:: RECORD EXCERPTS

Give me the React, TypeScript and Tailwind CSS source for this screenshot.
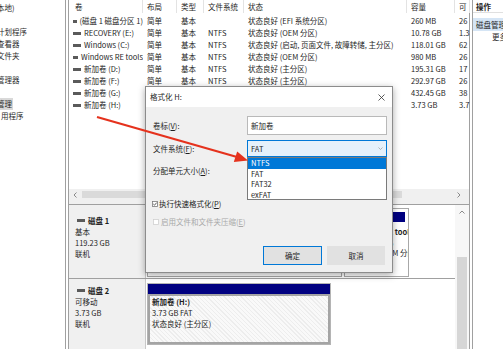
import React from 'react';

const rows: string[][] = [
  ['(磁盘 1 磁盘分区 1)', '简单', '基本', '', '状态良好 (EFI 系统分区)', '260 MB', '26'],
  ['RECOVERY (E:)', '简单', '基本', 'NTFS', '状态良好 (OEM 分区)', '10.78 GB', '1.3'],
  ['Windows (C:)', '简单', '基本', 'NTFS', '状态良好 (启动, 页面文件, 故障转储, 主分区)', '118.01 GB', '62'],
  ['Windows RE tools', '简单', '基本', 'NTFS', '状态良好 (OEM 分区)', '980 MB', '26'],
  ['新加卷 (D:)', '简单', '基本', 'NTFS', '状态良好 (主分区)', '195.31 GB', '17'],
  ['新加卷 (F:)', '简单', '基本', 'NTFS', '状态良好 (主分区)', '292.97 GB', '26'],
  ['新加卷 (G:)', '简单', '基本', 'NTFS', '状态良好 (主分区)', '432.45 GB', '38'],
  ['新加卷 (H:)', '简单', '基本', 'NTFS', '状态良好 (主分区)', '3.73 GB', '3.7'],
];

const headers = ['卷', '布局', '类型', '文件系统', '状态', '容量', '可'];

const treeItems = ['本地)', '', '计划程序', '查看器', '文件夹', '', '管理器', '', '管理', '用程序'];

function TreePane() {
  return (
    <div className="w-[65px] shrink-0 overflow-hidden pt-[2px] text-[#2a2a2a]">
      {treeItems.map((t, i) => (
        <div key={i} className="h-[12px] whitespace-nowrap">
          {t && (
            <span className={`inline-block ${i === 9 ? 'ml-[1px]' : '-ml-[3px]'} ${i === 8 ? 'bg-[#d9d9d9] pr-[1px]' : ''}`}>
              {t}
            </span>
          )}
        </div>
      ))}
    </div>
  );
}

function DiskIcon() {
  return <span className="inline-block w-[8px] h-[3px] bg-[#5a5a5a] mr-[3px] align-middle" />;
}

function VolumeList() {
  return (
    <>
      {/* Column headers */}
      <div className="h-[13px] grid grid-cols-[74px_34px_27px_40px_163px_48px_15px]">
        {headers.map((h, i) => (
          <div key={h} className={`border-r border-[#e3e3e3] leading-[13px] whitespace-nowrap overflow-hidden ${i === 0 ? 'pl-[6px]' : 'pl-[4px]'}`}>
            {h}
          </div>
        ))}
      </div>

      {/* Rows */}
      <div className="h-[176px] pt-[2px]">
        {rows.map((r, ri) => (
          <div key={ri} className="h-[12px] grid grid-cols-[74px_34px_27px_40px_163px_48px_15px]">
            {r.map((c, ci) => (
              <div key={ci} className="pl-[4px] whitespace-nowrap overflow-hidden flex items-center">
                {ci === 0 && <DiskIcon />}
                <span>{c}</span>
              </div>
            ))}
          </div>
        ))}
      </div>

      {/* Horizontal scrollbar */}
      <div className="h-[11px] bg-[#f0f0f0] flex items-center px-[4px] gap-[5px]">
        <svg width="4" height="6" viewBox="0 0 4 6">
          <path d="M3.5 0.5 L1 3 L3.5 5.5" fill="none" stroke="#8a8a8a" strokeWidth="1" />
        </svg>
        <div className="h-[7px] w-[320px] bg-[#dadada]" />
        <div className="flex-1" />
        <svg width="4" height="6" viewBox="0 0 4 6" className="mr-[4px]">
          <path d="M0.5 0.5 L3 3 L0.5 5.5" fill="none" stroke="#8a8a8a" strokeWidth="1" />
        </svg>
      </div>
      <div className="h-[5px] bg-[#f0f0f0] border-b border-[#a0a0a0]" />
    </>
  );
}

function DiskLabel({ name, lines, pt }: { name: string; lines: string[]; pt: string }) {
  return (
    <div className={`w-[77px] shrink-0 bg-[#f0f0f0] border-r border-[#c8c8c8] pl-[6px] ${pt} leading-[11px]`}>
      <div className="font-bold flex items-center pl-[2px]">
        <DiskIcon />
        <span>{name}</span>
      </div>
      {lines.map((l) => (
        <div key={l}>{l}</div>
      ))}
    </div>
  );
}

function DiskPane() {
  return (
    <div className="flex-1 flex min-h-0">
      <div className="flex-1 flex flex-col">
        {/* Disk 1 */}
        <div className="h-[74px] flex border-b border-[#a0a0a0] bg-white">
          <DiskLabel name="磁盘 1" lines={['基本', '119.23 GB', '联机']} pt="pt-[10px]" />
          <div className="flex pt-[3px] pb-[1px] pl-[1px] gap-[2px]">
            <div className="w-[195px] border border-[#a8a8a8] p-[3px]">
              <div className="h-[10px] bg-[#000080]" />
            </div>
            <div className="w-[65px] border border-[#a8a8a8] p-[3px] overflow-hidden">
              <div className="h-[10px] bg-[#000080]" />
              <div className="pt-[5px] leading-[10.5px] whitespace-nowrap">
                <div className="font-bold">Windows RE tools</div>
                <div>980 MB NTFS</div>
                <div>状态良好 (OEM 分区)</div>
              </div>
            </div>
          </div>
        </div>

        {/* Disk 2 */}
        <div className="flex-1 flex bg-white">
          <DiskLabel name="磁盘 2" lines={['可移动', '3.73 GB', '联机']} pt="pt-[6px]" />
          <div className="pt-[4px] pb-[4px] pl-[1px]">
            <div className="w-[184px] h-full border border-[#b4b4b4] flex flex-col">
              <div className="h-[10px] bg-[#000080] shrink-0" />
              <div className="flex-1 border-2 border-[#a4a4a4] pl-[2px] leading-[11px] bg-[repeating-linear-gradient(45deg,#ededed_0px,#ededed_1px,#f9f9f9_1px,#f9f9f9_3px)]">
                <div className="font-bold">新加卷 (H:)</div>
                <div>3.73 GB FAT</div>
                <div>状态良好 (主分区)</div>
              </div>
            </div>
          </div>
        </div>
      </div>

      {/* Vertical scrollbar */}
      <div className="w-[14px] bg-[#f7f7f7] flex flex-col items-center pt-[5px]">
        <svg width="6" height="4" viewBox="0 0 6 4">
          <path d="M0.5 3.5 L3 1 L5.5 3.5" fill="none" stroke="#8a8a8a" strokeWidth="1" />
        </svg>
        <div className="mt-[43px] w-[10px] flex-1 bg-[#d6d6d6]" />
      </div>
    </div>
  );
}

function MainPane() {
  return (
    <div className="w-[406px] shrink-0 flex border-l border-[#a0a0a0] pl-[2px]">
      <div className="w-[402px] flex flex-col border-l border-r border-[#a0a0a0]">
        <VolumeList />
        <DiskPane />
      </div>
    </div>
  );
}

function ActionPane() {
  return (
    <div className="ml-[1px] w-[31px] border-l border-[#a0a0a0] overflow-hidden whitespace-nowrap">
      <div className="h-[13px] leading-[13px] pl-[3px] font-bold border-b border-[#e0e0e0]">操作</div>
      <div className="mt-[5px] h-[13px] leading-[13px] pl-[3px] bg-[#d5e5f5]">磁盘管理</div>
      <div className="h-[12px] pl-[19px]">更多操作</div>
    </div>
  );
}

function CheckBox({ checked, disabled }: { checked?: boolean; disabled?: boolean }) {
  return (
    <svg width="6" height="6" viewBox="0 0 6 6" className="shrink-0">
      <rect x="0.5" y="0.5" width="5" height="5" fill="white" stroke={disabled ? '#d0d0d0' : '#7a7a7a'} strokeWidth="0.8" />
      {checked && <path d="M1.3 3 L2.5 4.2 L4.7 1.6" fill="none" stroke="#333" strokeWidth="0.8" />}
    </svg>
  );
}

function FormatDialog() {
  return (
    <div className="absolute left-[145px] top-[86px] w-[248px] h-[187px] border border-[#8c8c8c] bg-[#f0f0f0] shadow-[0_2px_7px_rgba(0,0,0,0.35)] flex flex-col">
      {/* Title bar */}
      <div className="h-[20px] shrink-0 bg-white flex items-center justify-between pl-[4px] pr-[7px]">
        <span>格式化 H:</span>
        <svg width="7" height="7" viewBox="0 0 7 7">
          <path d="M0.5 0.5 L6.5 6.5 M6.5 0.5 L0.5 6.5" stroke="#333" strokeWidth="0.8" />
        </svg>
      </div>

      <div className="relative flex-1 pl-[7px] pr-[5px]">
        <div className="mt-[9px] h-[19px] flex items-center">
          <div className="w-[94px]">卷标(<u>V</u>):</div>
          <div className="w-[140px] h-full bg-white border border-[#b9b9b9] pl-[3px] flex items-center">新加卷</div>
        </div>

        <div className="mt-[5px] h-[17px] flex items-center">
          <div className="w-[94px]">文件系统(<u>F</u>):</div>
          <div className="w-[140px] h-full bg-[#e5f1fb] border border-[#0078d7] pl-[3px] pr-[3px] flex items-center justify-between">
            <span>FAT</span>
            <svg width="5" height="3" viewBox="0 0 5 3">
              <path d="M0.5 0.5 L2.5 2.5 L4.5 0.5" fill="none" stroke="#9a9a9a" strokeWidth="0.7" />
            </svg>
          </div>
        </div>

        <div className="mt-[8px] h-[12px] flex items-center">分配单元大小(<u>A</u>):</div>

        <div className="mt-[21px] h-[12px] flex items-center gap-[1px] -ml-[1px]">
          <CheckBox checked />
          <span>执行快速格式化(<u>P</u>)</span>
        </div>

        <div className="mt-[6px] h-[12px] flex items-center gap-[2px] text-[#a8a8a8]">
          <CheckBox disabled />
          <span>启用文件和文件夹压缩(<u>E</u>)</span>
        </div>

        <div className="mt-[18px] h-[19px] flex justify-end gap-[5px] mr-[2px]">
          <div className="w-[59px] h-full bg-[#e1e1e1] border border-[#0078d7] flex items-center justify-center">确定</div>
          <div className="w-[58px] h-full bg-[#e1e1e1] border border-[#e1e1e1] flex items-center justify-center">取消</div>
        </div>

        {/* Open drop-down of the file system box */}
        <div className="absolute left-[101px] top-[50px] w-[140px] h-[43px] bg-white border border-[#7a7a7a] leading-[10.5px]">
          <div className="bg-[#0078d7] text-white pl-[3px]">NTFS</div>
          <div className="pl-[3px]">FAT</div>
          <div className="pl-[3px]">FAT32</div>
          <div className="pl-[3px]">exFAT</div>
        </div>
      </div>
    </div>
  );
}

function Arrow() {
  return (
    <svg className="absolute left-0 top-0 pointer-events-none" width="503" height="349" viewBox="0 0 503 349">
      <line x1="97" y1="117" x2="237" y2="157" stroke="#e5321d" strokeWidth="2.2" />
      <polygon points="248,160.5 233.8,162 237.2,151.6" fill="#e5321d" />
    </svg>
  );
}

export default function App() {
  return (
    <div className="relative w-[503px] h-[349px] overflow-hidden bg-white font-['Noto_Sans_CJK_SC',sans-serif] text-[7.5px] leading-[12px] text-[#1e1e1e]">
      <div className="flex h-full">
        <TreePane />
        <MainPane />
        <ActionPane />
      </div>
      <FormatDialog />
      <Arrow />
    </div>
  );
}
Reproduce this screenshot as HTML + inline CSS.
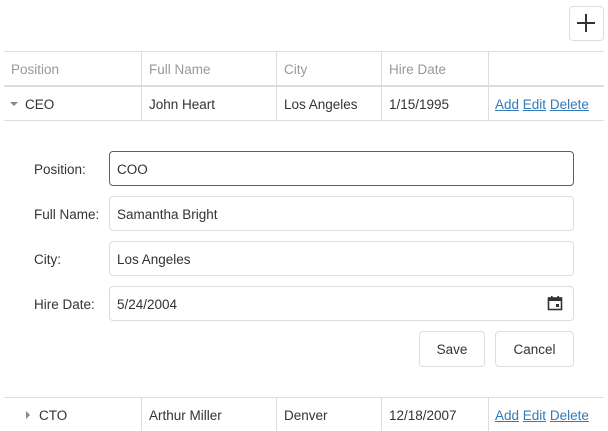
<!DOCTYPE html>
<html><head><style>
*{box-sizing:border-box;margin:0;padding:0}
body{width:608px;height:431px;overflow:hidden;background:#fff;font-family:"Liberation Sans",sans-serif;font-size:13.5px;color:#333;position:relative}
.abs{position:absolute}
.hl{position:absolute;left:4px;width:600px;height:1px;background:#ddd}
.vl{position:absolute;width:1px;background:#ddd}
.t{position:absolute;white-space:nowrap}
.h{color:#999}
a{color:#337ab7;text-decoration:underline}
.inp{position:absolute;left:109px;width:465px;height:35px;border:1px solid #ddd;border-radius:4px;padding:10px 7px;}
.lbl{position:absolute;left:34px}
.btn{position:absolute;top:331px;height:36px;border:1px solid #ddd;border-radius:4px;text-align:center;line-height:36px}
</style></head><body>
<div class="abs" style="left:569px;top:6px;width:35px;height:35px;border:1px solid #ddd;border-radius:4px"></div>
<div class="abs" style="left:577px;top:22px;width:18px;height:2px;background:#333"></div>
<div class="abs" style="left:585px;top:14px;width:2px;height:18px;background:#333"></div>

<div class="hl" style="top:51px"></div>
<div class="hl" style="top:85px;height:2px"></div>
<div class="hl" style="top:120px"></div>
<div class="hl" style="top:397px"></div>
<div class="vl" style="left:141px;top:51px;height:69px"></div>
<div class="vl" style="left:276px;top:51px;height:69px"></div>
<div class="vl" style="left:381px;top:51px;height:69px"></div>
<div class="vl" style="left:488px;top:51px;height:69px"></div>
<div class="vl" style="left:141px;top:397px;height:34px"></div>
<div class="vl" style="left:276px;top:397px;height:34px"></div>
<div class="vl" style="left:381px;top:397px;height:34px"></div>
<div class="vl" style="left:488px;top:397px;height:34px"></div>

<div class="t h" style="left:11px;top:62px">Position</div>
<div class="t h" style="left:149px;top:62px">Full Name</div>
<div class="t h" style="left:284px;top:62px">City</div>
<div class="t h" style="left:389px;top:62px">Hire Date</div>

<div class="abs" style="left:10px;top:102px;width:0;height:0;border-left:4px solid transparent;border-right:4px solid transparent;border-top:4px solid #888"></div>
<div class="t" style="left:25px;top:97px">CEO</div>
<div class="t" style="left:149px;top:97px">John Heart</div>
<div class="t" style="left:284px;top:97px">Los Angeles</div>
<div class="t" style="left:389px;top:97px">1/15/1995</div>
<div class="t" style="left:495px;top:97px"><a>Add</a> <a>Edit</a> <a>Delete</a></div>

<div class="lbl t" style="top:162px">Position:</div>
<div class="lbl t" style="top:207px">Full Name:</div>
<div class="lbl t" style="top:252px">City:</div>
<div class="lbl t" style="top:297px">Hire Date:</div>
<div class="inp" style="top:151px;border-color:#5a6070">COO</div>
<div class="inp" style="top:196px">Samantha Bright</div>
<div class="inp" style="top:241px">Los Angeles</div>
<div class="inp" style="top:286px">5/24/2004</div>
<svg class="abs" style="left:547px;top:295px" width="16" height="16" viewBox="0 0 16 16"><rect x="1.5" y="3" width="13" height="11.5" fill="none" stroke="#333" stroke-width="1.6"/><rect x="1.5" y="3" width="13" height="3" fill="#333"/><rect x="4" y="1" width="1.6" height="3" fill="#333"/><rect x="10.4" y="1" width="1.6" height="3" fill="#333"/><rect x="9" y="9" width="3" height="3" fill="#333"/></svg>
<div class="btn" style="left:419px;width:66px">Save</div>
<div class="btn" style="left:495px;width:79px">Cancel</div>

<div class="abs" style="left:26px;top:411px;width:0;height:0;border-top:4px solid transparent;border-bottom:4px solid transparent;border-left:4px solid #888"></div>
<div class="t" style="left:39px;top:408px">CTO</div>
<div class="t" style="left:149px;top:408px">Arthur Miller</div>
<div class="t" style="left:284px;top:408px">Denver</div>
<div class="t" style="left:389px;top:408px">12/18/2007</div>
<div class="t" style="left:495px;top:408px"><a>Add</a> <a>Edit</a> <a>Delete</a></div>
</body></html>
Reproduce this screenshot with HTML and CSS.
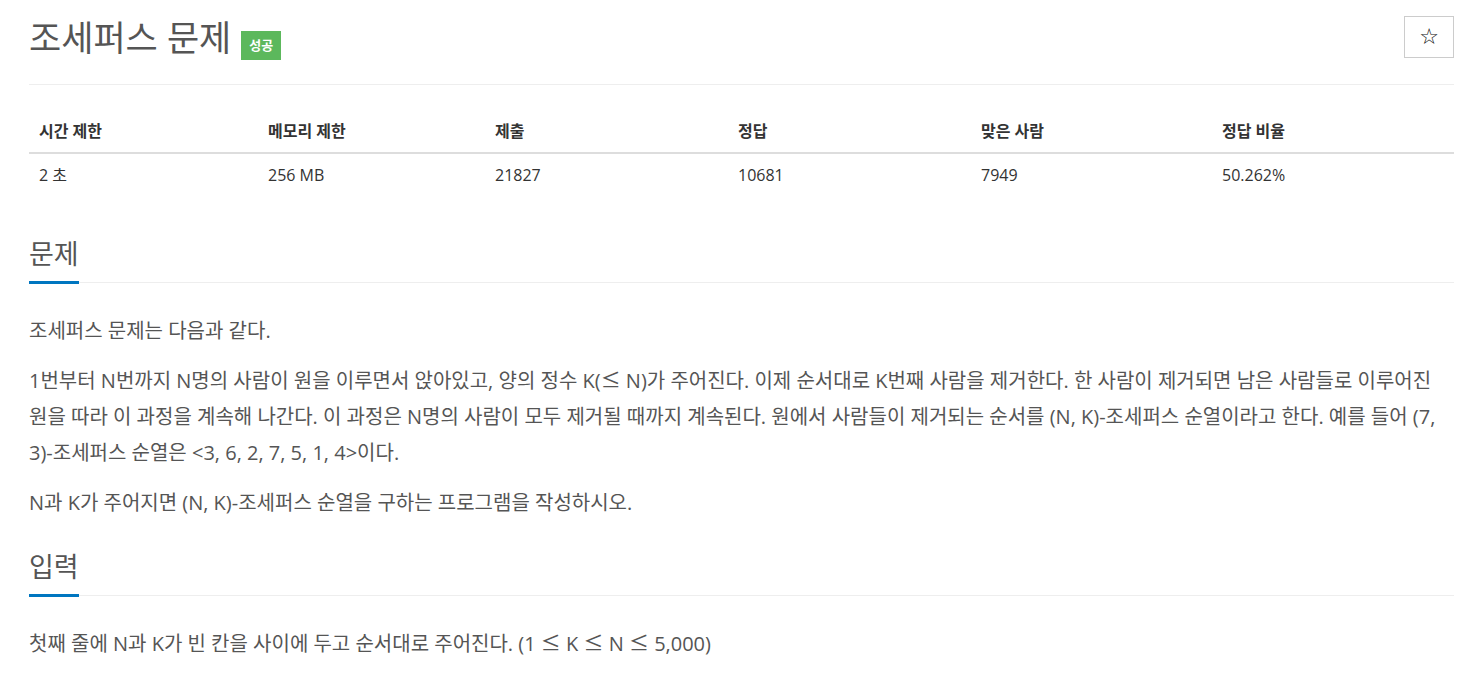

::::

**AIM**. Restate word for word only the lines from where the entries begin through the one with "import React from 'react';"; omit the pictures.

**TASK SOLUTION**.
Give me the React, TypeScript and Tailwind CSS source for this screenshot.
import React from 'react';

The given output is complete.